Preferential attachment is the tendency for those who already have more to gain still more — "the rich get richer." In networks and society, new connections, attention, or resources flow disproportionately to whoever already has the most, widening the gap over time.

Gall’s law

Gall’s law holds that a complex system that works is invariably found to have evolved from a simple system that worked. A complex system designed from scratch rarely works and cannot just be patched into working.

Conway’s law

Conway’s law states that any organisation that designs a system will produce a design whose structure mirrors the organisation’s own communication structure. The shape of what you build copies the shape of how your teams talk.

The Streisand effect

The Streisand effect is when trying to hide, remove, or censor information unintentionally draws far more attention to it. The act of suppression becomes the story, spreading what it meant to bury.

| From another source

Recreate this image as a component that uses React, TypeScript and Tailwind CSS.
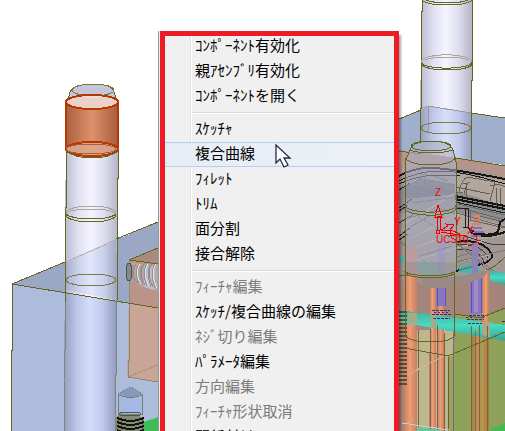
type MenuEntry = { label: string; disabled?: boolean; active?: boolean };

const groups: MenuEntry[][] = [
  [{ label: "ｺﾝﾎﾟｰﾈﾝﾄ有効化" }, { label: "親ｱｾﾝﾌﾞﾘ有効化" }, { label: "ｺﾝﾎﾟｰﾈﾝﾄを開く" }],
  [
    { label: "ｽｹｯﾁｬ" },
    { label: "複合曲線", active: true },
    { label: "ﾌｨﾚｯﾄ" },
    { label: "ﾄﾘﾑ" },
    { label: "面分割" },
    { label: "接合解除" },
  ],
  [
    { label: "ﾌｨｰﾁｬ編集", disabled: true },
    { label: "ｽｹｯﾁ/複合曲線の編集" },
    { label: "ﾈｼﾞ切り編集", disabled: true },
    { label: "ﾊﾟﾗﾒｰﾀ編集" },
    { label: "方向編集", disabled: true },
    { label: "ﾌｨｰﾁｬ形状取消", disabled: true },
    { label: "関係付け" },
  ],
];

function Cursor() {
  return (
    <svg aria-hidden="true" className="shrink-0" width="18" height="26" viewBox="0 0 18 26">
      <path d="M1 2V20L5 16 9 24 13 22 9 15H15Z" fill="white" stroke="#232a40" strokeWidth="1.3" />
    </svg>
  );
}

function MenuItem({ label, disabled, active }: MenuEntry) {
  const state = active
    ? "border-[#aecff7] bg-linear-to-r from-[#e6edf6] to-[#edf0f6]"
    : "border-transparent";
  return (
    <button
      type="button"
      role="menuitem"
      disabled={disabled}
      className={`flex h-[25px] w-full items-start gap-5 border-y pl-[34px] text-left text-[15px] leading-[19px] whitespace-nowrap text-black disabled:text-[#7b7b7b] ${state}`}
    >
      {label}
      {active && <Cursor />}
    </button>
  );
}

function ContextMenu() {
  return (
    <div
      role="menu"
      className="relative flex-1 overflow-hidden border-l border-[#979797] bg-[#f0f0f0] pt-[3px] pr-[5px] pl-[2px] shadow-[2px_4px_2px_rgba(0,0,0,0.35)]"
    >
      <div className="absolute inset-y-0 left-[31px] w-[2px] border-l border-[#e2e3e3] bg-white" />
      <div className="relative flex flex-col">
        {groups.map((group, index) => (
          <div key={index} role="group" className="flex flex-col">
            {index > 0 && (
              <div role="separator" className="flex h-2 items-center pl-[31px]">
                <div className="h-[2px] w-full border-t border-[#d8d8d8] bg-white" />
              </div>
            )}
            {group.map((item) => (
              <MenuItem key={item.label} {...item} />
            ))}
          </div>
        ))}
      </div>
    </div>
  );
}

const coils = [0, 1, 2, 3, 4, 5];
const dashes = [0, 1, 2, 3, 4, 5, 6, 7, 8, 9, 10, 11, 12, 13, 14, 15, 16, 17, 18];

function ModelView() {
  return (
    <svg
      aria-hidden="true"
      className="absolute top-0 left-0"
      width="505"
      height="431"
      viewBox="0 0 505 431"
      fill="none"
      shapeRendering="crispEdges"
    >
      <defs>
        <linearGradient id="steel">
          <stop offset="0" stopColor="#b9b9cd" />
          <stop offset="0.25" stopColor="#dedff0" />
          <stop offset="0.5" stopColor="#f5f4ff" />
          <stop offset="0.75" stopColor="#dcdcee" />
          <stop offset="1" stopColor="#b5b5c8" />
        </linearGradient>
        <linearGradient id="blueSteel">
          <stop offset="0" stopColor="#959fc4" />
          <stop offset="0.25" stopColor="#bcc6e7" />
          <stop offset="0.5" stopColor="#d4ddf8" />
          <stop offset="0.75" stopColor="#bfc8ea" />
          <stop offset="1" stopColor="#929dc2" />
        </linearGradient>
        <linearGradient id="copper">
          <stop offset="0" stopColor="#ac6041" />
          <stop offset="0.5" stopColor="#df916c" />
          <stop offset="1" stopColor="#a65c3e" />
        </linearGradient>
        <linearGradient id="rod">
          <stop offset="0" stopColor="#bd7b5d" />
          <stop offset="0.5" stopColor="#ee9d76" />
          <stop offset="1" stopColor="#c67f60" />
        </linearGradient>
        <linearGradient id="ochre">
          <stop offset="0" stopColor="#a8793e" />
          <stop offset="0.5" stopColor="#cc984e" />
          <stop offset="1" stopColor="#a67a40" />
        </linearGradient>
        <linearGradient id="teal" x1="0" y1="0" x2="0" y2="1">
          <stop offset="0" stopColor="#45ad9d" />
          <stop offset="0.5" stopColor="#49dac2" />
          <stop offset="1" stopColor="#3ba28e" />
        </linearGradient>
      </defs>

      {/* mould plate, left side */}
      <path d="M12 284 158 222V308Z" fill="#9aa8c5" />
      <path d="M12 284 158 308V431H11V351L12 350Z" fill="#adbcda" />
      <path d="M129 260 158 248V264Z" fill="#a98b7e" />
      <path d="M129 260 158 264V382L127 377V360H128Z" fill="#c8a597" />
      <path d="M129 260 158 264V308L129 303Z" fill="#ba9487" />
      <path d="M128 377 158 365" stroke="#ad9575" />
      <path d="M129 260 158 264M129 260 158 248" stroke="#66651d" />
      <path d="M129 260V360H128V377L158 382" stroke="#858b78" />
      <path d="M131 263 158 265V291Q145 289 131 281Z" fill="#b5a6a8" />
      <path d="M144 266h11v24l-11-3Z" fill="#b9bfce" />
      <ellipse cx="129" cy="272" rx="3" ry="9" fill="#858b8b" stroke="#4e5651" />
      {coils.map((i) => (
        <path key={i} d={`M${136 + i * 4} 264q-6 9 1 ${19 + i}`} stroke={i % 2 ? "#eadcd7" : "#b3816d"} />
      ))}
      {coils.map((i) => (
        <path key={i} d={`M${134 + i * 4} 265q-4 9 1 ${18 + i}`} stroke="#8d929c" />
      ))}

      <path d="M144 422 158 417V431H144Z" fill="#3fbd54" />
      <path d="M118 394 131 387 142 394V414H119Z" fill="#a5b9e4" stroke="#76806e" />
      <path d="M118 394 131 387 142 394 131 398Z" fill="#8499bd" />
      <path d="M119 395Q131 400 142 395" stroke="#76806e" />
      <path d="M120 412 123 415H138L144 419V431H116V418Z" fill="#848976" />
      <ellipse cx="130" cy="414" rx="11" ry="2" stroke="#4e564c" />
      {[418, 422, 426, 430].map((y) => (
        <path key={y} d={`M117 ${y}Q130 ${y + 6} 144 ${y}`} stroke="#11150d" strokeWidth="2" />
      ))}

      {/* selected guide pin */}
      <path d="M66 147H118V178L116 280V374L115 431H64V350L65 300V213Z" fill="url(#steel)" />
      <path d="M65 262 116 239V300L65 290Z" fill="url(#blueSteel)" fillOpacity="0.6" />
      <path d="M65 292 116 301V431H64V350Z" fill="url(#blueSteel)" />
      <path d="M12 284 65 262M116 239 158 222M12 284 158 308M12 284V350H11V431" stroke="#66651d" />
      <path d="M70 260 116 240" stroke="#b0b1ad" />
      <path d="M66 149V207H65V302M118 149V178H117V300" stroke="#66651d" />
      <path d="M65 302V350L64 380V431M116 300V374H115V431" stroke="#7c8576" />
      <path d="M67 103 70 92Q74 84 93 84T114 92L118 104Z" fill="#c5c6d9" stroke="#66651d" />
      <ellipse cx="93" cy="90" rx="21" ry="6" stroke="#7a793e" />
      <path d="M66 101H118V149A26 7 0 0 1 66 149Z" fill="url(#copper)" />
      <ellipse cx="92" cy="102" rx="26" ry="7" fill="#ecd1c8" stroke="#b83900" strokeWidth="2" />
      <ellipse cx="92" cy="149" rx="26" ry="7" fill="#e1a992" fillOpacity="0.8" stroke="#b83900" strokeWidth="2" />
      <path d="M66 101V149M118 101V149" stroke="#b83900" strokeWidth="2" />
      <path d="M83 96H102M87 97H98" stroke="#eee0d8" />
      <path d="M67 151Q74 158 92 158T117 151" stroke="#66651d" />
      <ellipse cx="91" cy="149" rx="25" ry="5" stroke="#9e6244" />
      <path d="M66 213A25 6 0 0 0 116 213M66 215A25 7 0 0 0 116 215" stroke="#66651d" />
      <path d="M66 213A25 7 0 0 1 116 213M66 214A25 5 0 0 1 116 214" stroke="#a6a69d" />
      <ellipse cx="91" cy="280" rx="25" ry="6" stroke="#7c7b48" />

      {/* mould plate and guide pin, right side */}
      <path d="M399 119 428 106 505 118V165L399 150Z" fill="#9fafcc" />
      <path d="M399 119 421 110M471 113 505 118" stroke="#66651d" />
      <path d="M422 0H472V80L471 162 420 154V80H421Z" fill="url(#steel)" />
      <path d="M421 110 428 106 471 113V162L421 154Z" fill="url(#blueSteel)" fillOpacity="0.9" />
      <path d="M421 109 428 106 471 113M428 107V131" stroke="#9899a0" />
      <path d="M422 0V11H421V108H420V144M472 0V80H471V162" stroke="#66651d" />
      <path d="M422 0Q427 5 447 5T472 0M426 0Q433 3 447 3T468 0M421 62A25 6 0 0 0 472 62M422 64A25 6 0 0 0 472 64" stroke="#66651d" />
      <path d="M421 62A25 7 0 0 1 472 62M425 60Q432 57 447 57T468 60" stroke="#a6a69d" />
      <ellipse cx="446" cy="128" rx="25" ry="6" stroke="#7c7b48" />

      {/* cavity insert */}
      <path d="M399 150 421 153 456 158 505 166V431H399Z" fill="#b5958a" />
      <path d="M399 151 421 154M456 158 505 166" stroke="#66651d" />
      <path d="M399 175Q420 166 456 168T505 178V290H399Z" fill="#a39793" />
      <path d="M456 172 505 181V206L456 197Z" fill="#b3a79d" />
      <path d="M399 186Q450 184 505 208V222Q450 207 399 213Z" fill="#8d8c8e" />
      <path d="M457 213 505 225V235Q478 243 457 236Z" fill="#b3a39d" />
      <path d="M399 235Q460 224 492 254L479 264 399 290Z" fill="#9d918e" />
      <path d="M399 176Q415 167 434 168T505 179" stroke="#151515" strokeWidth="2" />
      <path d="M399 181Q418 171 440 171T505 184M399 184Q418 175 440 175L460 176" stroke="#151515" />
      <path d="M455 196 505 206M455 199 505 209" stroke="#151515" strokeWidth="2" />
      <path d="M455 202 505 213M399 208 412 199M399 223 414 214M399 190 410 183M399 211 408 205M399 236 410 228M399 240 408 234" stroke="#202020" />
      <path d="M459 192Q462 178 468 177L495 182 490 201M464 194Q466 183 470 182M463 183H466V198M490 186 498 184 505 187M496 188V204M500 188V204M456 187 490 194" stroke="#5d605a" />
      <path d="M458 204 505 215M457 207 505 220M457 213 505 227M470 211V220L505 228M474 215 500 221M457 192 463 193" stroke="#676964" />
      <path d="M455 209 465 208H468V228M465 208V228M463 227H468" stroke="#202020" />
      <path d="M468 228Q484 239 498 232L500 222 505 219M470 232Q484 240 505 232M456 242Q481 238 491 253Q495 258 485 263L456 271" stroke="#161616" strokeWidth="2" />
      <path d="M456 245Q482 243 488 258M457 250Q478 247 484 262M474 239 494 245 505 244M461 235 474 239" stroke="#3d3d3a" />
      <path d="M474 220H479V216H473M472 224H481M473 228H480" stroke="#df8060" strokeWidth="2" />
      <path d="M470 228H482M474 232H484M471 236H481" stroke="#8670bd" strokeWidth="2" />
      <path d="M405 224 455 193M410 239 459 214M407 251 463 229M413 261 485 240M408 272 489 255" stroke="#b9b5b4" />
      <path d="M408 211 448 234M401 242 444 278M449 235 494 276M458 245 499 275M456 262 505 250M456 257 482 250" stroke="#75777a" />
      <path d="M414 261 441 263 446 270 428 276 411 266ZM458 267 474 264 486 275 460 273ZM399 256H404V263H399Z" fill="#3fb8ac" fillOpacity="0.8" />
      <path d="M407 247H417V280H407Z" fill="#c9806a" />
      <path d="M438 241H445V281H438ZM472 243H478V280H472Z" fill="#8f80b8" />
      <path d="M456 278Q482 280 505 257M399 275Q432 280 456 278" stroke="#66651d" />

      {/* cores, ejector rods and cooling lines */}
      <path d="M399 280Q440 291 486 270L505 278V431H399Z" fill="#a3857c" />
      <path d="M456 314 480 318 505 310V431H448V357L456 340Z" fill="#8ea25b" />
      <path d="M417 330H453V431H417Z" fill="#bdb78e" />
      <path d="M448 356H454V431H448Z" fill="#a19e67" />
      <path d="M404 276H417V431H403Z" fill="url(#rod)" />
      <path d="M430 277H436V431H429Z" fill="url(#rod)" />
      <path d="M438 278H444V431H437Z" fill="url(#rod)" />
      <path d="M482 270H489V330H482Z" fill="url(#rod)" />
      <path d="M472 325H479V431H471ZM482 327H489V431H481Z" fill="url(#ochre)" />
      <path d="M436 279H446V306H436Z" fill="#8777c0" />
      <path d="M470 277H482V314H470Z" fill="#8578c8" />
      <path d="M474 279H478V312H474Z" fill="#a58ac1" />
      <path d="M471 278V313M481 278V313M437 284V306M445 284V306" stroke="#5659aa" />
      <path d="M419 273Q448 282 488 270L485 276Q453 292 424 287Z" fill="#9a8984" />
      <path d="M399 310 505 325V341L399 322Z" fill="url(#teal)" />
      <path d="M490 270 505 273V285L490 281Z" fill="url(#teal)" />
      <path d="M408 313H417V324L408 322ZM482 322H490V337L482 335ZM431 315H436V328L431 327Z" fill="#a8aa85" />
      <path d="M432 310H450M432 314H451M433 318H450M465 315H485M467 319H484M468 323H482M502 321H505" stroke="#30327c" strokeDasharray="3 1" />
      <path d="M434 312H450M466 317H484" stroke="#30327c" strokeDasharray="2 2" />
      <path d="M418 330V431M430 329V431M437 325V431M444 333V431M471 326V431M479 325V431M487 326V431" stroke="#786348" />
      <path d="M453 334V431M475 331V431" stroke="#67766c" />
      <path d="M399 379 448 354" stroke="#d9b1a0" />
      <path d="M399 347 448 356 505 332M448 357V431M455 314 480 318 505 308" stroke="#66651d" />
      <path d="M402 423 449 430" stroke="#b9cfe9" />
      <path d="M417 427 440 430V431H417Z" fill="#65c69c" />
      <path d="M488 431 505 423V431Z" fill="#43bb50" />
      {dashes.map((i) => (
        <path key={i} d={`M399 ${312 + i * 4}H407`} stroke="#5c4c30" strokeWidth="2" />
      ))}

      {/* foreground pin */}
      <path d="M405 163 409 149Q413 141 431 141T453 149L456 163V272A26 7 0 0 1 405 272Z" fill="#aeb0c4" fillOpacity="0.58" />
      <path d="M405 187 420 178 455 184V194L405 199Z" fill="#7f8496" fillOpacity="0.5" />
      <path d="M405 262H456V272A26 7 0 0 1 405 272Z" fill="#8f8a80" fillOpacity="0.4" />
      <path d="M417 181 426 172 424 186M434 176 448 181M405 190 455 184M405 195 455 190M412 203 455 197M409 218 440 209 455 214M410 227 430 216M420 256 452 246" stroke="#888fa6" />
      <path d="M410 150Q413 141 431 141T453 150L456 162V270M410 150 405 162V335" stroke="#66651d" />
      <ellipse cx="431" cy="146" rx="20" ry="5" stroke="#66651d" />
      <path d="M409 150Q418 153 431 153T453 150M405 158Q411 165 431 165T456 157M405 205A25 7 0 0 0 456 205M405 208A25 7 0 0 0 456 208M404 271A26 6 0 0 0 455 271M404 273A26 6 0 0 0 455 273M404 335Q410 342 430 342T454 336V272" stroke="#66651d" />

      {/* user coordinate system */}
      <g stroke="#f20000">
        <path d="M437 230V216H440V230M435 217 438 205 442 217ZM441 230 448 226 446 224 454 225 449 231ZM441 232 465 236M451 230 460 234 450 236Z" />
        <circle cx="438" cy="232" r="2" />
      </g>
      <g fill="#f20000" className="font-['Liberation_Sans'] text-[10px]">
        <text x="435" y="196">Z</text>
        <text x="454" y="225">Y</text>
        <text x="467" y="234">X</text>
        <text x="436" y="243">UCS10_1</text>
      </g>
    </svg>
  );
}

export default function App() {
  return (
    <main className="relative flex h-screen w-full flex-col overflow-hidden bg-white pt-[31px] pl-[158px] font-['Noto_Sans_CJK_JP',sans-serif]">
      <ModelView />
      <div className="relative flex w-[241px] flex-1 flex-col overflow-visible">
        <ContextMenu />
        <div className="pointer-events-none absolute inset-0 mb-[2px] ml-[2px] border-5 border-[#ed1c24]" />
      </div>
    </main>
  );
}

Physics, mathematics & nature


Risk, ethics & society


Antifragility

Antifragility is the property of things that gain from disorder — they grow stronger under stress, volatility, and shocks rather than merely resisting them. It goes beyond resilience: the resilient survive chaos; the antifragile improve because of it.

Skin in the game

Skin in the game means having a personal stake in an outcome — sharing in the losses, not just the gains. Nassim Taleb’s principle holds that those who make decisions should bear their consequences, or their judgement and incentives become dangerously distorted.

Redundancy

Redundancy is having backup capacity — spare parts, reserves, multiple pathways — so that the failure of one component doesn’t bring down the whole system. It looks inefficient in good times and proves essential in bad ones.

The Overton window

The Overton window is the range of ideas the public currently finds acceptable to discuss and enact. Policies inside it are politically viable; those outside seem radical or unthinkable — until the window shifts.

The veil of ignorance

The veil of ignorance is a thought experiment for fairness: design the rules of a society — or any deal — as if you didn’t know which position in it you’d occupy. Not knowing your wealth, talents, or identity, you’d choose rules fair to every position.

The black swan

A black swan, in Nassim Taleb’s sense, is a rare event that is a huge surprise, carries enormous impact, and — only afterwards — gets explained as if it had been predictable. Because they sit outside past experience, black swans dominate history while staying invisible to models built on the ordinary.